Edinburgh Castle is allegedly haunted by a child bagpiper who was buried alive in tunnels beneath it - A set of mysterious tunnels were discovered under the castle centuries ago, and in a bid to see how far they ranged, the young boy was duly employed to explore them before vanishing without a trace.
The tunnels were sealed and bricked over when he wasn't found.
Now, several centuries later, people have claimed that they can occasionally still hear the forlorn piper as his ghost makes it way through the tunnels trying to get out, waiting to be rescued.

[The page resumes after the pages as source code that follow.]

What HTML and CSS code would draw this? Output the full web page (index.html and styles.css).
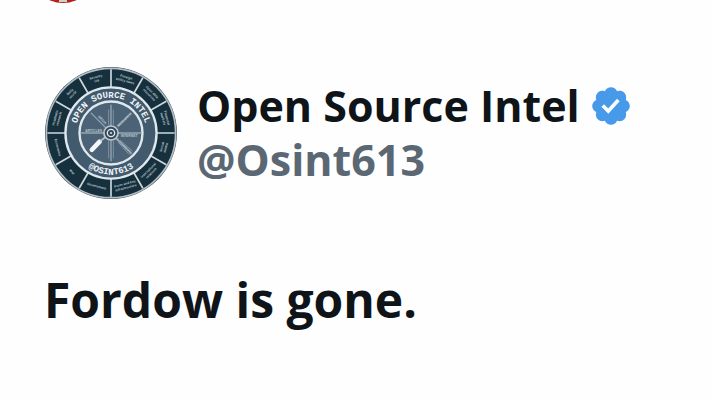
FILE: index.html
```
<!DOCTYPE html>
<html lang="en">
<head>
  <meta charset="UTF-8">
  <meta name="viewport" content="width=device-width, initial-scale=1.0">
  <title>Open Source Intel</title>
  <link rel="stylesheet" href="styles.css">
</head>
<body>
  <!-- end of the previous post, scrolled away -->
  <div class="previous">
    <svg class="previous-avatar" viewBox="0 0 66 66" aria-hidden="true">
      <circle cx="33" cy="33" r="33" fill="#b5221c"/>
      <rect x="29" y="56" width="8" height="9" fill="#d8cfc4"/>
    </svg>
  </div>

  <article class="post">
    <header class="author">
      <svg class="avatar" viewBox="-200 -200 400 400" role="img" aria-label="Open Source Intel logo">
        <defs>
          <path id="arcTop" d="M-106 0A106 106 0 0 1 106 0"/>
          <path id="arcBottom" d="M-124 0A124 124 0 0 0 124 0"/>
        </defs>
        <circle r="197" fill="#3b4a56"/>
        <circle r="193" fill="#16303d" stroke="#b4bfc5" stroke-width="5"/>
        <g stroke="#cdd7dc" stroke-width="5">
          <path d="M0-190V190M-190 0H190"/>
          <path d="M-95-165L95 165M95-165L-95 165M-165-95L165 95M165-95L-165 95"/>
        </g>
        <circle r="136" fill="#425a6e" stroke="#dfe8ec" stroke-width="7"/>
        <circle r="94" fill="#4c6377" stroke="#dfe8ec" stroke-width="7"/>
        <g stroke="#94a6b3" stroke-width="4">
          <path d="M0-84V84M-90 0H90"/>
          <path d="M-60-60L60 60M60-60L20-20"/>
          <path d="M-7-70V-24M7-70V-24M-7 24V76M7 24V76M28 22L64 54M22 28L54 64" stroke-width="2"/>
        </g>
        <path d="M-57 50L-34 26" stroke="#f4f7f8" stroke-width="14" stroke-linecap="round"/>
        <path d="M-32 24L-14 10" stroke="#bcc8cf" stroke-width="5"/>
        <circle r="21" fill="#33495a" stroke="#bcc8cf" stroke-width="5"/>
        <circle r="11" fill="none" stroke="#dfe8ec" stroke-width="4"/>
        <circle r="3" fill="#dfe8ec"/>
        <g class="ring-text">
          <text><textPath href="#arcTop" startOffset="50%">OPEN SOURCE INTEL</textPath></text>
          <text><textPath href="#arcBottom" startOffset="50%">@OSINT613</textPath></text>
        </g>
        <g class="spoke-text">
          <text x="-52" y="-4">ARTICLES</text>
          <text x="54" y="12">INTERNET</text>
          <text transform="rotate(45)" x="-46" y="-6">MEDIA</text>
          <text transform="rotate(-45)" x="56" y="4">RESEARCH</text>
          <text transform="rotate(45)" x="56" y="4">DOCUMENTS</text>
        </g>
        <g class="segment-text">
          <text transform="translate(43 -158) rotate(15)"><tspan x="0" y="-6">Foreign</tspan><tspan x="0" y="6">policy news</tspan></text>
          <text transform="translate(116 -116) rotate(45)"><tspan x="0" y="-6">Open data</tspan><tspan x="0" y="6">resources</tspan></text>
          <text transform="translate(158 -43) rotate(75)"><tspan x="0" y="-6">Financial</tspan><tspan x="0" y="6">markets</tspan></text>
          <text transform="translate(158 43) rotate(-75)"><tspan x="0" y="-3">Social</tspan><tspan x="0" y="9">media</tspan></text>
          <text transform="translate(116 116) rotate(-45)"><tspan x="0" y="-3">International</tspan><tspan x="0" y="9">relations</tspan></text>
          <text transform="translate(43 158) rotate(-15)"><tspan x="0" y="-3">Ports and key</tspan><tspan x="0" y="9">infrastructure</tspan></text>
          <text transform="translate(-43 158) rotate(15)"><tspan x="0" y="4">Government</tspan></text>
          <text transform="translate(-116 116) rotate(45)"><tspan x="0" y="4">War</tspan></text>
          <text transform="translate(-158 43) rotate(75)"><tspan x="0" y="4">Economics</tspan></text>
          <text transform="translate(-158 -43) rotate(-75)"><tspan x="0" y="-6">Academic</tspan><tspan x="0" y="6">research</tspan></text>
          <text transform="translate(-116 -116) rotate(-45)"><tspan x="0" y="-6">Daily</tspan><tspan x="0" y="6">world</tspan></text>
          <text transform="translate(-43 -158) rotate(-15)"><tspan x="0" y="-6">Security</tspan><tspan x="0" y="6">US</tspan></text>
        </g>
      </svg>

      <div class="names">
        <div class="name-row">
          <h1 class="name">Open Source Intel</h1>
          <svg class="verified" viewBox="0 0 24 24" role="img" aria-label="Verified account">
            <path fill="#fefefe" d="M6 7h12v10H6z"/>
            <path fill="#469ae9" d="M22.25 12c0-1.43-.88-2.67-2.19-3.34.46-1.39.2-2.9-.81-3.91s-2.52-1.27-3.91-.81c-.66-1.31-1.91-2.19-3.34-2.19s-2.67.88-3.33 2.19c-1.4-.46-2.91-.2-3.92.81s-1.26 2.52-.8 3.91c-1.31.67-2.2 1.91-2.2 3.34s.89 2.67 2.2 3.34c-.46 1.39-.21 2.9.8 3.91s2.52 1.26 3.91.81c.67 1.31 1.91 2.19 3.34 2.19s2.68-.88 3.34-2.19c1.39.45 2.9.2 3.91-.81s1.27-2.52.81-3.91c1.31-.67 2.19-1.91 2.19-3.34zm-11.71 4.2L6.8 12.46l1.41-1.42 2.26 2.26 4.8-5.23 1.47 1.36-6.2 6.77z"/>
          </svg>
        </div>
        <div class="handle">@Osint613</div>
      </div>
    </header>

    <p class="text">Fordow is gone.</p>
  </article>
</body>
</html>
```

FILE: styles.css
```
* {
  margin: 0;
  padding: 0;
  box-sizing: border-box;
}
body {
  font-family: "Open Sans", "Noto Sans", sans-serif;
  background-color: #fefefe;
  color: #0f1419;
}
.previous {
  display: flex;
  align-items: flex-end;
  height: 3px;
  padding-left: 30px;
  overflow: hidden;
}
.previous-avatar {
  width: 66px;
  height: 66px;
  flex-shrink: 0;
}
.post {
  padding: 63px 44px 40px;
}
.author {
  display: flex;
  align-items: center;
  gap: 19px;
}
.avatar {
  width: 134px;
  height: 134px;
  flex-shrink: 0;
}
.name-row {
  display: flex;
  align-items: center;
  gap: 9px;
}
.name,
.handle {
  font-size: 43px;
  line-height: 54px;
  font-weight: 700;
  white-space: nowrap;
}
.handle {
  color: #5b6874;
}
.verified {
  width: 44px;
  height: 44px;
  flex-shrink: 0;
}
.text {
  margin-top: 68px;
  font-size: 48px;
  line-height: 64px;
  font-weight: 700;
}
.ring-text {
  font-family: "Liberation Mono", monospace;
  font-size: 27px;
  font-weight: 700;
  fill: #eef3f5;
  text-anchor: middle;
}
.spoke-text,
.segment-text {
  font-family: "Liberation Sans", sans-serif;
  font-size: 10px;
  font-weight: 700;
  fill: #b9c5cc;
  text-anchor: middle;
}
```
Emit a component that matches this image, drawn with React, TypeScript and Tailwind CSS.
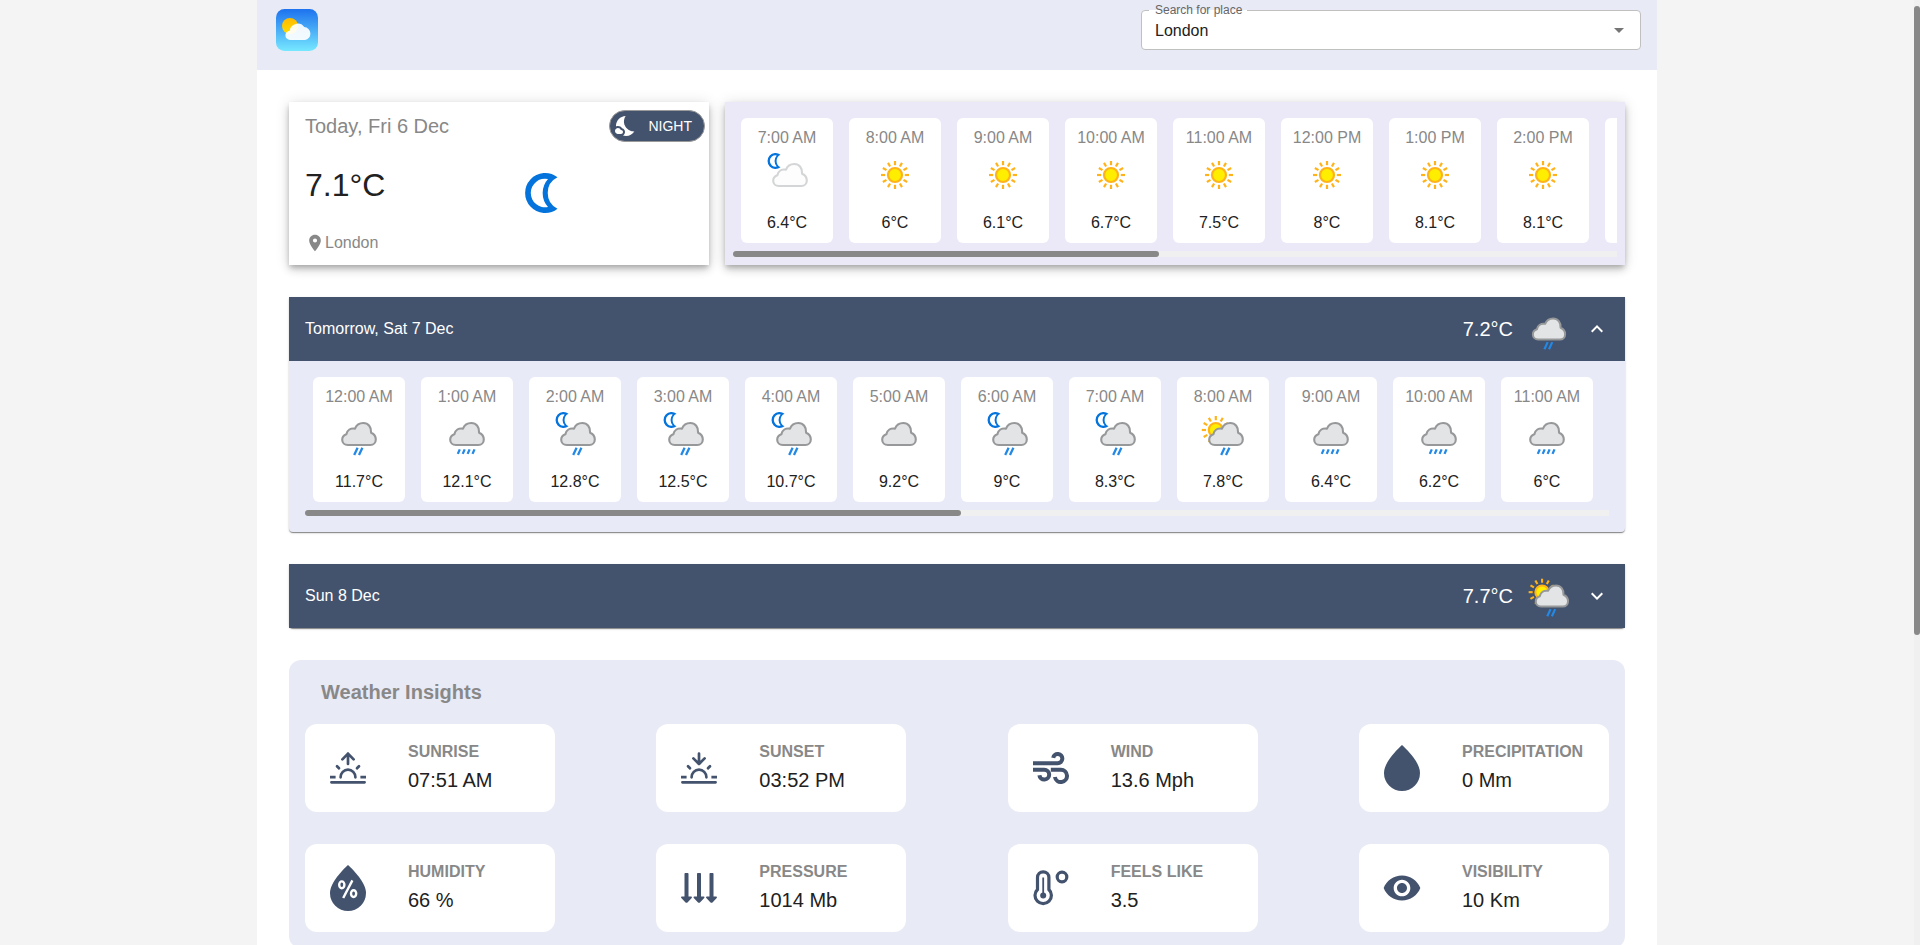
import React from "react";
import {
  MdArrowDropDown,
  MdExpandLess,
  MdExpandMore,
  MdLocationOn,
  MdNightsStay,
  MdVisibility,
} from "react-icons/md";

type Weather =
  | "clearNight"
  | "clearDay"
  | "partlyNight"
  | "cloudy"
  | "rain"
  | "drizzle"
  | "rainNight"
  | "rainDay";

type Hour = { time: string; weather: Weather; temp: string };

const todayHours: Hour[] = [
  { time: "7:00 AM", weather: "partlyNight", temp: "6.4°C" },
  { time: "8:00 AM", weather: "clearDay", temp: "6°C" },
  { time: "9:00 AM", weather: "clearDay", temp: "6.1°C" },
  { time: "10:00 AM", weather: "clearDay", temp: "6.7°C" },
  { time: "11:00 AM", weather: "clearDay", temp: "7.5°C" },
  { time: "12:00 PM", weather: "clearDay", temp: "8°C" },
  { time: "1:00 PM", weather: "clearDay", temp: "8.1°C" },
  { time: "2:00 PM", weather: "clearDay", temp: "8.1°C" },
];

const tomorrowHours: Hour[] = [
  { time: "12:00 AM", weather: "rain", temp: "11.7°C" },
  { time: "1:00 AM", weather: "drizzle", temp: "12.1°C" },
  { time: "2:00 AM", weather: "rainNight", temp: "12.8°C" },
  { time: "3:00 AM", weather: "rainNight", temp: "12.5°C" },
  { time: "4:00 AM", weather: "rainNight", temp: "10.7°C" },
  { time: "5:00 AM", weather: "cloudy", temp: "9.2°C" },
  { time: "6:00 AM", weather: "rainNight", temp: "9°C" },
  { time: "7:00 AM", weather: "rainNight", temp: "8.3°C" },
  { time: "8:00 AM", weather: "rainDay", temp: "7.8°C" },
  { time: "9:00 AM", weather: "drizzle", temp: "6.4°C" },
  { time: "10:00 AM", weather: "drizzle", temp: "6.2°C" },
  { time: "11:00 AM", weather: "drizzle", temp: "6°C" },
];

function Moon() {
  return (
    <>
      <path
        d="M32.5 4.3A20 20 0 1 0 32.5 35.7A17.5 17.5 0 0 1 32.5 4.3z"
        fill="#0474dc"
      />
      <path d="M23 6A14.3 14.3 0 1 0 23 34A21 21 0 0 1 23 6z" fill="#fff" />
    </>
  );
}

function Sun() {
  return (
    <g stroke="#ffb31a" strokeWidth="2.2">
      {[0, 30, 60, 90, 120, 150, 180, 210, 240, 270, 300, 330].map((a) => (
        <path key={a} d="M0 -9.8V-14" transform={`rotate(${a})`} />
      ))}
      <circle r="7" fill="#ffee00" />
    </g>
  );
}

function Cloud({ light = false }: { light?: boolean }) {
  return (
    <path
      d="M16.8 36H39.3C42.6 36 44.8 33.5 44.8 30.4C44.8 27.3 43 25 40.1 23.7C40.6 18 37.2 14 32.3 14C28.6 14 25.4 16 24 19.6C19.6 18.9 16.2 21 15.4 25.2C12.9 26 11.2 28.1 11.2 30.7C11.2 33.8 13.6 36 16.8 36z"
      fill={light ? "#fdfdfd" : "#e3e4e6"}
      stroke={light ? "#d3d5d6" : "#979899"}
      strokeWidth="2.1"
      strokeLinejoin="round"
    />
  );
}

function WeatherIcon({ kind, className }: { kind: Weather; className: string }) {
  const night = kind === "partlyNight" || kind === "rainNight";
  const day = kind === "rainDay";
  const cloudy = kind !== "clearDay" && kind !== "clearNight";
  const twoDrops = kind === "rain" || kind === "rainNight" || kind === "rainDay";
  return (
    <svg viewBox="0 0 50 50" className={className} fill="none" aria-hidden="true">
      {kind === "clearDay" && (
        <g transform="translate(25 25)">
          <Sun />
        </g>
      )}
      {kind === "clearNight" && (
        <g transform="translate(6 5)">
          <Moon />
        </g>
      )}
      {night && (
        <g transform="translate(5.5 3) scale(.4)">
          <Moon />
        </g>
      )}
      {day && (
        <g transform="translate(17.8 21)">
          <Sun />
        </g>
      )}
      {cloudy && (
        <g transform={night || day ? undefined : "translate(-3 0)"}>
          <Cloud light={kind === "partlyNight"} />
          {twoDrops && (
            <path d="M26.6 38.7L23.2 46M31.4 38.7L28 46" stroke="#2389e6" strokeWidth="2.3" />
          )}
          {kind === "drizzle" && (
            <path
              d="M20.8 40.4L18.8 44.9M25.7 40.4L23.7 44.9M30.6 40.4L28.6 44.9M35.5 40.4L33.5 44.9"
              stroke="#2389e6"
              strokeWidth="2.3"
            />
          )}
        </g>
      )}
    </svg>
  );
}

function HourCard({ hour }: { hour: Hour }) {
  return (
    <li className="flex w-[92px] shrink-0 flex-col items-center rounded-md bg-white py-2 leading-6">
      <span className="whitespace-nowrap text-[#888]">{hour.time}</span>
      <WeatherIcon kind={hour.weather} className="mb-[11px] size-[50px]" />
      <span>{hour.temp}</span>
    </li>
  );
}

function HourStrip({
  hours,
  thumb,
  more = false,
}: {
  hours: Hour[];
  thumb: string;
  more?: boolean;
}) {
  return (
    <div>
      <ul className="flex gap-4 overflow-x-auto p-2">
        {hours.map((h) => (
          <HourCard key={h.time} hour={h} />
        ))}
        {more && <li className="w-[92px] shrink-0 rounded-md bg-white" />}
      </ul>
      <div className="h-1.5 bg-[#f0f0f0]">
        <div className={`h-full rounded-full bg-[#888] ${thumb}`} />
      </div>
    </div>
  );
}

function DayBar({
  label,
  temp,
  weather,
  open,
}: {
  label: string;
  temp: string;
  weather: Weather;
  open: boolean;
}) {
  return (
    <button
      type="button"
      aria-expanded={open}
      className="flex h-16 w-full items-center bg-[#43526d] px-4 text-left text-white"
    >
      <span className="flex-1">{label}</span>
      <span className="text-xl">{temp}</span>
      <WeatherIcon kind={weather} className="mx-3 size-12" />
      {open ? <MdExpandLess size={24} /> : <MdExpandMore size={24} />}
    </button>
  );
}

function SunHorizon({ arrow }: { arrow: string }) {
  return (
    <svg
      viewBox="0 0 36 32"
      className="w-9"
      fill="none"
      stroke="currentColor"
      strokeWidth="2.7"
      strokeLinecap="round"
      strokeLinejoin="round"
      aria-hidden="true"
    >
      <path d="M1.4 30.3H34.6M7 14.2l2 2.1M29 14.2l-2 2.1" />
      <path d="M10.6 25.3a7.4 7.6 0 0 1 14.8 0" />
      <path d="M0 25.1h5.6M30.4 25.1H36" strokeLinecap="butt" />
      <path d={arrow} />
    </svg>
  );
}

function Drop({ percent = false }: { percent?: boolean }) {
  return (
    <svg viewBox="0 0 36 46" className="w-9" aria-hidden="true">
      <path
        d="M18 0C12.5 5.2 0 17.5 0 28A18 18 0 0 0 36 28C36 17.5 23.5 5.2 18 0z"
        fill="currentColor"
      />
      {percent && (
        <g fill="none" stroke="#fff" strokeWidth="2.4">
          <ellipse cx="11.8" cy="19.8" rx="2.6" ry="3.4" />
          <ellipse cx="23.6" cy="28.6" rx="2.6" ry="3.4" />
          <path d="M22.4 15.4L13.2 33" />
        </g>
      )}
    </svg>
  );
}

function WindIcon() {
  return (
    <svg
      viewBox="0 0 36 32"
      className="w-9"
      fill="none"
      stroke="currentColor"
      strokeWidth="4"
      aria-hidden="true"
    >
      <path d="M0 11.2H24.7A4.6 4.6 0 1 0 20.2 5.8" />
      <path d="M0 17.8H11.3A4.9 4.9 0 1 1 6.4 23.2" />
      <path d="M17.8 17.8H27.9A6.1 6.1 0 1 1 21.9 25" />
    </svg>
  );
}

function PressureIcon() {
  return (
    <svg viewBox="0 0 36 30" className="w-9" fill="currentColor" aria-hidden="true">
      {[5.5, 18, 30.5].map((x) => (
        <path
          key={x}
          transform={`translate(${x} 0)`}
          d="M-1.2 0H1.2Q2 0 2 .8V23.6H4.6Q6 23.8 5.2 25L1.2 29.3Q0 30.3-1.2 29.3L-5.2 25Q-6 23.8-4.6 23.6H-2V.8Q-2 0-1.2 0z"
        />
      ))}
    </svg>
  );
}

function ThermometerIcon() {
  return (
    <svg
      viewBox="0 0 36 36"
      className="w-9"
      fill="none"
      stroke="currentColor"
      strokeWidth="3.2"
      aria-hidden="true"
    >
      <path d="M4.5 7.5A5.7 5.7 0 0 1 15.9 7.5V19.5A8.2 8.2 0 1 1 4.5 19.5z" />
      <path d="M10.2 7.5V25" strokeWidth="1.8" />
      <circle cx="10.2" cy="25.5" r="3" fill="currentColor" stroke="none" />
      <circle cx="29" cy="7" r="4.8" />
    </svg>
  );
}

const insights = [
  {
    label: "SUNRISE",
    value: "07:51 AM",
    icon: <SunHorizon arrow="M18 12V1.6M12.4 7.4L18 1.6l5.6 5.8" />,
  },
  {
    label: "SUNSET",
    value: "03:52 PM",
    icon: <SunHorizon arrow="M18 1.6V12M12.4 6.4L18 12l5.6-5.6" />,
  },
  { label: "WIND", value: "13.6 Mph", icon: <WindIcon /> },
  { label: "PRECIPITATION", value: "0 Mm", icon: <Drop /> },
  { label: "HUMIDITY", value: "66 %", icon: <Drop percent /> },
  { label: "PRESSURE", value: "1014 Mb", icon: <PressureIcon /> },
  { label: "FEELS LIKE", value: "3.5", icon: <ThermometerIcon /> },
  {
    label: "VISIBILITY",
    value: "10 Km",
    icon: <MdVisibility className="-mx-0.5 size-10" />,
  },
];

export default function App() {
  return (
    <div className="flex h-screen bg-[#f4f4f4] font-['Liberation_Sans',Arial,sans-serif] text-base text-[#212121]">
      <div className="flex-1 overflow-y-auto">
        <div className="mx-auto max-w-[1400px] bg-white">
          <header className="flex items-start justify-between bg-[#e8eaf6] pt-[9px] pr-4 pb-[19px] pl-[19px]">
            <svg viewBox="0 0 42 42" className="size-[42px]" role="img" aria-label="Weather">
              <defs>
                <linearGradient id="sky" x1="0" y1="0" x2="0" y2="1">
                  <stop offset="0" stopColor="#1d72ee" />
                  <stop offset="1" stopColor="#76e8ff" />
                </linearGradient>
                <linearGradient id="sun" x1="0" y1="0" x2="0" y2="1">
                  <stop offset="0" stopColor="#ffba00" />
                  <stop offset="1" stopColor="#ffdc00" />
                </linearGradient>
              </defs>
              <rect width="42" height="42" rx="8.5" fill="url(#sky)" />
              <circle cx="14" cy="17" r="8" fill="url(#sun)" />
              <path
                d="M14.3 31A4.6 4.6 0 0 1 13.7 21.8A8 8 0 0 1 28.2 18.1A6.5 6.5 0 0 1 29 31z"
                fill="#fff"
                fillOpacity=".92"
              />
            </svg>
            <div className="relative mt-px w-[500px]">
              <select
                id="place"
                defaultValue="London"
                className="block h-10 w-full appearance-none rounded border border-[#c0c0c0] bg-white px-[13px] pt-0.5 outline-none"
              >
                <option>London</option>
              </select>
              <span className="absolute top-0 left-2 h-px w-[98px] bg-white" />
              <label
                htmlFor="place"
                className="absolute -top-2 left-3.5 text-xs leading-4 text-[#666]"
              >
                Search for place
              </label>
              <MdArrowDropDown
                size={24}
                className="pointer-events-none absolute top-2 right-2.5 text-[#757575]"
              />
            </div>
          </header>

          <main className="flex flex-col gap-8 p-8 pb-4">
            <div className="flex gap-4">
              <section className="w-[420px] shrink-0 shadow-[0_3px_5px_-1px_rgba(0,0,0,0.2),0_5px_8px_0_rgba(0,0,0,0.14),0_1px_14px_0_rgba(0,0,0,0.12)]">
                <div className="flex items-center justify-between pt-2 pr-1 pl-4">
                  <h2 className="text-xl leading-8 text-[#888]">Today, Fri 6 Dec</h2>
                  <span className="flex h-8 w-24 items-center justify-between rounded-full border border-[#9a9a9a] bg-[#43526d] pr-3 pl-1 text-sm text-white">
                    <MdNightsStay size={24} />
                    NIGHT
                  </span>
                </div>
                <div className="grid grid-cols-2 px-4">
                  <div className="pt-[23px]">
                    <p className="text-[32px] leading-10">7.1°C</p>
                    <p className="mt-[26px] flex items-center leading-6 text-[#888]">
                      <MdLocationOn size={20} />
                      London
                    </p>
                  </div>
                  <WeatherIcon kind="clearNight" className="mt-[26px] ml-5 size-[50px]" />
                </div>
              </section>

              <section className="min-w-0 flex-1 bg-[#ebe9f7] p-2 shadow-[0_3px_5px_-1px_rgba(0,0,0,0.2),0_5px_8px_0_rgba(0,0,0,0.14),0_1px_14px_0_rgba(0,0,0,0.12)]">
                <HourStrip hours={todayHours} thumb="w-[48.2%]" more />
              </section>
            </div>

            <section className="rounded-b bg-[#e9eaf8] shadow-[0_2px_1px_-1px_rgba(0,0,0,0.2),0_1px_1px_0_rgba(0,0,0,0.28),0_1px_3px_0_rgba(0,0,0,0.12)]">
              <DayBar label="Tomorrow, Sat 7 Dec" temp="7.2°C" weather="rain" open />
              <div className="px-4 pt-2 pb-4">
                <HourStrip hours={tomorrowHours} thumb="w-[50.3%]" />
              </div>
            </section>

            <section className="rounded-b shadow-[0_2px_1px_-1px_rgba(0,0,0,0.2),0_1px_1px_0_rgba(0,0,0,0.28),0_1px_3px_0_rgba(0,0,0,0.12)]">
              <DayBar label="Sun 8 Dec" temp="7.7°C" weather="rainDay" open={false} />
            </section>

            <section className="rounded-xl bg-[#e8eaf6] p-4">
              <h2 className="px-4 text-xl leading-8 font-bold text-[#888]">Weather Insights</h2>
              <div className="mt-4 grid grid-cols-[repeat(4,250px)] justify-between gap-y-8">
                {insights.map((item) => (
                  <div
                    key={item.label}
                    className="flex items-center gap-[42px] rounded-xl bg-white py-4 pl-[25px]"
                  >
                    <div className="flex h-14 w-9 shrink-0 items-center justify-center text-[#43526d]">
                      {item.icon}
                    </div>
                    <div>
                      <h3 className="leading-6 font-bold text-[#888]">{item.label}</h3>
                      <p className="text-xl leading-8">{item.value}</p>
                    </div>
                  </div>
                ))}
              </div>
            </section>
          </main>
        </div>
      </div>
      <div className="w-1.5 bg-[#f0f0f0] pt-1.5">
        <div className="h-[67%] rounded-full bg-[#888]" />
      </div>
    </div>
  );
}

We made our way down the Royal Mile to the Old Town that became home to some of the earliest "high rise" residential buildings. Multi-storey dwellings were the norm from the 16th century onwards with ten and eleven storeys being typical and one even reaching fourteen storeys.
Vaults below street level were inhabited to accommodate the influx of incomers, particularly Irish immigrants during the Industrial Revolution.
We also walked to the Grassemarket area, where back in 1477 the Grassmarket was one of the most predominant marketplaces in
Edinburgh. A large portion was the buying and selling of cattle and horses. Apparently, the name ‘Grassmarket’ derives from the animals’ grass and pens.
The Grassmarket is an area that has witnessed some dark and dastardly deeds. Once more, it was the traditional place where members of the public were executed. From 1661 to 1688, over 100 people died publicly on the Grassmarket scaffold.
In 1937, kind members of the public made it their mission to create a memorial in honor of those who died at the gallows.
This tour is entitled The Good, The Bad & The Ugly and Paul had many stories to tell.
One, is the story of Half-Hangit Maggie. In 1724, Margaret Dickson was hanged in the Grassmarket for the murder of her ‘illegitimate’ infant child. Once the hanging was over, her body was removed from the gallows and carted back to her hometown.
It is said that Margaret awoke from her deathly slumber on the cart. According to Scots Law, a person could not be hanged a second time for the same crime, and so, Margaret was able to carry out the
rest of her life. Legend states that she was coined ‘Half-Hangit Maggie.’ Her presence still lingers to this day through a pub called Maggie Dicksons.
The Mercat Cross of Edinburgh stands in Parliament Square next to St Giles' Cathedral on the Royal Mile. The Mercat Cross has been around since the 14th century. The Cross is not really a cross. It is a octagonal drum substructure topped with a carved unicorn, Scotland’s national animal.
Greyfriars Bobby (1855 - 1872) a Skye Terrier who became known for spending 14 years guarding the grave of his owner until he died himself on 14 January 1872.
The monument is Edinburgh's smallest listed building. Originally built as a drinking fountain, it had an upper fountain for humans and a lower fountain for dogs.
Greyfriars Churchyard - supposedly one of the most haunted graveyards!
Most of the hauntings are linked to the ghost of George Mackenzie — a merciless judge who presided over the trials of the Presbyterian Covenanters in the 1670s. The Covenanters had petitioned the King to allow freedom to practice their religion without interference. To crush this rebellion against the Crown,
“Bloody Mackenzie” was brutal in his punishments, and imprisoned 1,200 Covenanters in a field next to Greyfriars Churchyard.
The prisoners spent over four months outside in the graveyard, awaiting trial. They had no shelter, and were given a daily food allowance of just 4oz of bread. Conditions were so inhumane that the Covenanters’ Prison is often described as the world’s first concentration camp. In the end, many prisoners were executed and hundreds died of maltreatment.
In a twist of fate, George Mackenzie was buried in the Black Mausoleum
in Greyfriars, just around the corner from Covenanters’ Prison. Today, Bloody Mackenzie may be dead and gone, but his spirit is said to live on — and physically attack people.
The attacks started in 1999, after a homeless man broke into the Mackenzie’s vault and allegedly unleashed an evil force. When the man tried to break into the casket too, he stepped backwards and fell into an old pit containing the rotting remains of Plague victims from centuries earlier. He ran screaming from the Black Mausoleum.
Since then, Greyfriars Churchyard has been the centre of strange events linked to the Mackenzie
Our guide Paul knocked on the door to try and wake the ghost but thankfully no one answered.